On your ETD Approval Form, as well as in ProQuest and the Duquesne Scholarship Collection, you will need to choose whether to release your work immediately for access worldwide, or delay release (“embargo”) for one year. If you choose to embargo your work, you must select the appropriate reason for your embargo: Publishing in process, Patenting in progress, or Copyright permissions pending.

An embargo is a delay of the release of the full-text of a thesis or dissertation for a specified amount of time. During the embargo period, no one will have access to the full-text of the work; however, access to the title and abstract will be available. In light of the value that Duquesne places on the dissemination of new knowledge, and the importance of publication of your thesis or dissertation as evidence of the quality of your scholarship, the maximum time period a thesis or dissertation can be withheld from the institutional repository is one year. The availability decision is final and cannot be changed following ETD approval.

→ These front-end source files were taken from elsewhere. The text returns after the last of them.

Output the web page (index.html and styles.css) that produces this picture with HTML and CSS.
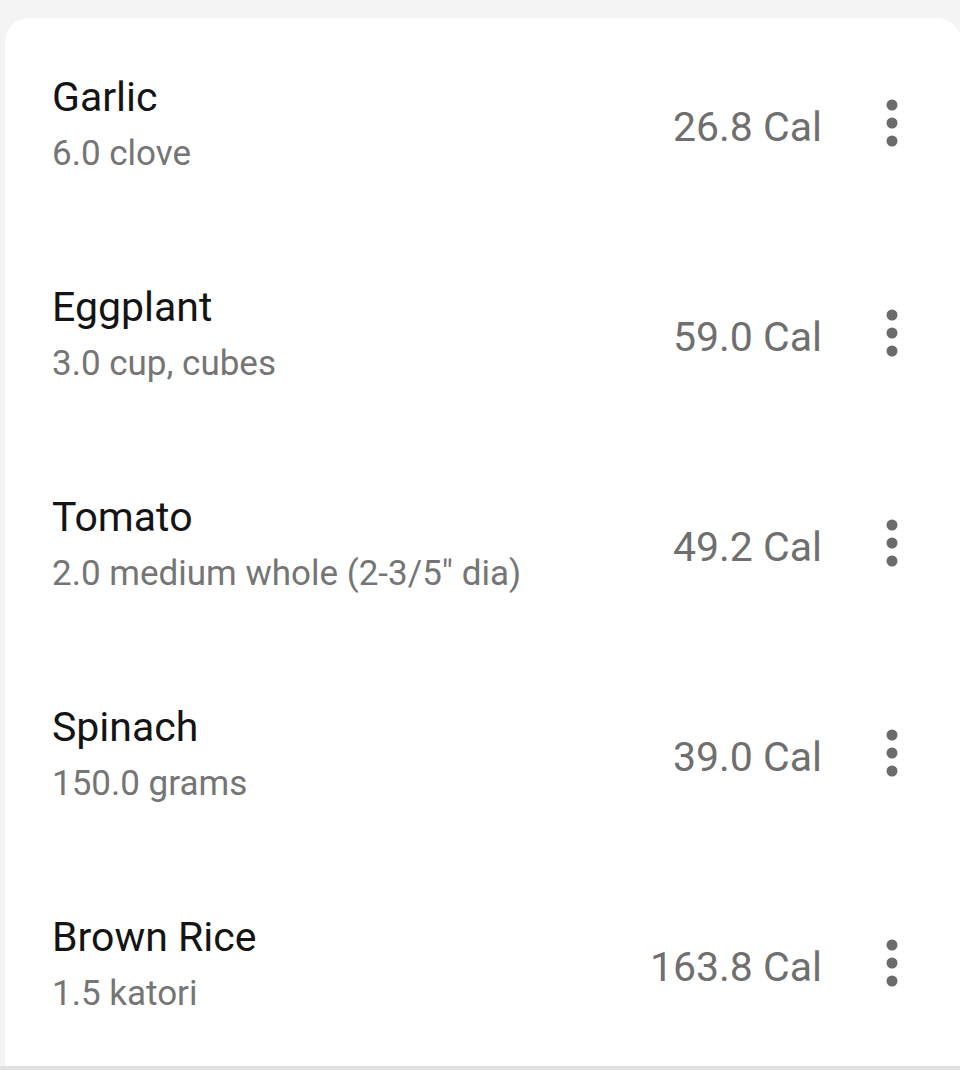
FILE: index.html
```html
<!DOCTYPE html>
<html>
<head>
<meta charset="utf-8">
<link rel="stylesheet" href="styles.css">
</head>
<body>
<div class="card">
  <div class="row">
    <div class="info"><div class="name">Garlic</div><div class="qty">6.0 clove</div></div>
    <div class="cal">26.8 Cal</div>
    <svg class="more" viewBox="0 0 60 60" width="60" height="60"><circle cx="30" cy="12" r="5.5"/><circle cx="30" cy="30" r="5.5"/><circle cx="30" cy="48" r="5.5"/></svg>
  </div>
  <div class="row">
    <div class="info"><div class="name">Eggplant</div><div class="qty">3.0 cup, cubes</div></div>
    <div class="cal">59.0 Cal</div>
    <svg class="more" viewBox="0 0 60 60" width="60" height="60"><circle cx="30" cy="12" r="5.5"/><circle cx="30" cy="30" r="5.5"/><circle cx="30" cy="48" r="5.5"/></svg>
  </div>
  <div class="row">
    <div class="info"><div class="name">Tomato</div><div class="qty">2.0 medium whole (2-3/5" dia)</div></div>
    <div class="cal">49.2 Cal</div>
    <svg class="more" viewBox="0 0 60 60" width="60" height="60"><circle cx="30" cy="12" r="5.5"/><circle cx="30" cy="30" r="5.5"/><circle cx="30" cy="48" r="5.5"/></svg>
  </div>
  <div class="row">
    <div class="info"><div class="name">Spinach</div><div class="qty">150.0 grams</div></div>
    <div class="cal">39.0 Cal</div>
    <svg class="more" viewBox="0 0 60 60" width="60" height="60"><circle cx="30" cy="12" r="5.5"/><circle cx="30" cy="30" r="5.5"/><circle cx="30" cy="48" r="5.5"/></svg>
  </div>
  <div class="row">
    <div class="info"><div class="name">Brown Rice</div><div class="qty">1.5 katori</div></div>
    <div class="cal">163.8 Cal</div>
    <svg class="more" viewBox="0 0 60 60" width="60" height="60"><circle cx="30" cy="12" r="5.5"/><circle cx="30" cy="30" r="5.5"/><circle cx="30" cy="48" r="5.5"/></svg>
  </div>
</div>
<div class="divider"></div>
</body>
</html>
```
FILE: styles.css
```css
html, body {
  margin: 0;
  padding: 0;
  height: 1070px;
  overflow: hidden;
}
body {
  background: #f4f4f4;
  font-family: Roboto, "Noto Sans", sans-serif;
  padding-top: 18px;
  box-sizing: border-box;
}
.card {
  margin-left: 5px;
  width: 956px;
  height: 1048px;
  background: #ffffff;
  border-radius: 24px 24px 0 0;
  padding-top: 2px;
  box-sizing: border-box;
  overflow: hidden;
}
.row {
  height: 210px;
  display: flex;
  align-items: center;
  padding-left: 47px;
  padding-right: 39px;
}
.info {
  flex: 1;
  margin-top: -2px;
}
.name {
  font-size: 41px;
  line-height: 48px;
  color: #141414;
}
.qty {
  font-size: 35px;
  line-height: 44px;
  margin-top: 11px;
  color: #757575;
}
.cal {
  font-size: 41px;
  line-height: 48px;
  color: #6f6f6f;
  margin-top: 4px;
  margin-right: 40px;
}
.more {
  display: block;
  fill: #6b6b6b;
  margin-top: -4px;
}
.divider {
  height: 4px;
  background: #e2e2e2;
}
```
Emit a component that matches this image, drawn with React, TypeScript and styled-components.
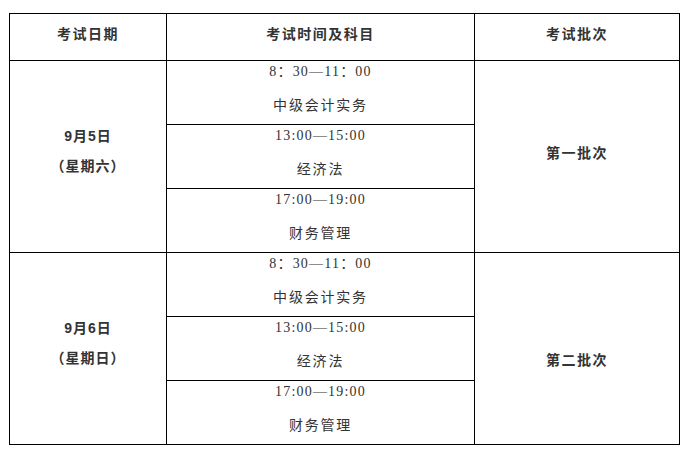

The Scholarly Communications Librarian will contact you before your embargo expires. Should you wish to extend it, you will need to provide the appropriate documentation; extensions will only be granted for a work that is in the final stages of preparation for publication, as documented by a publication contract or patent filing. (This only applies to the Duquesne Scholarship Collection; you will need to contact ProQuest for an embargo extension in their databases.)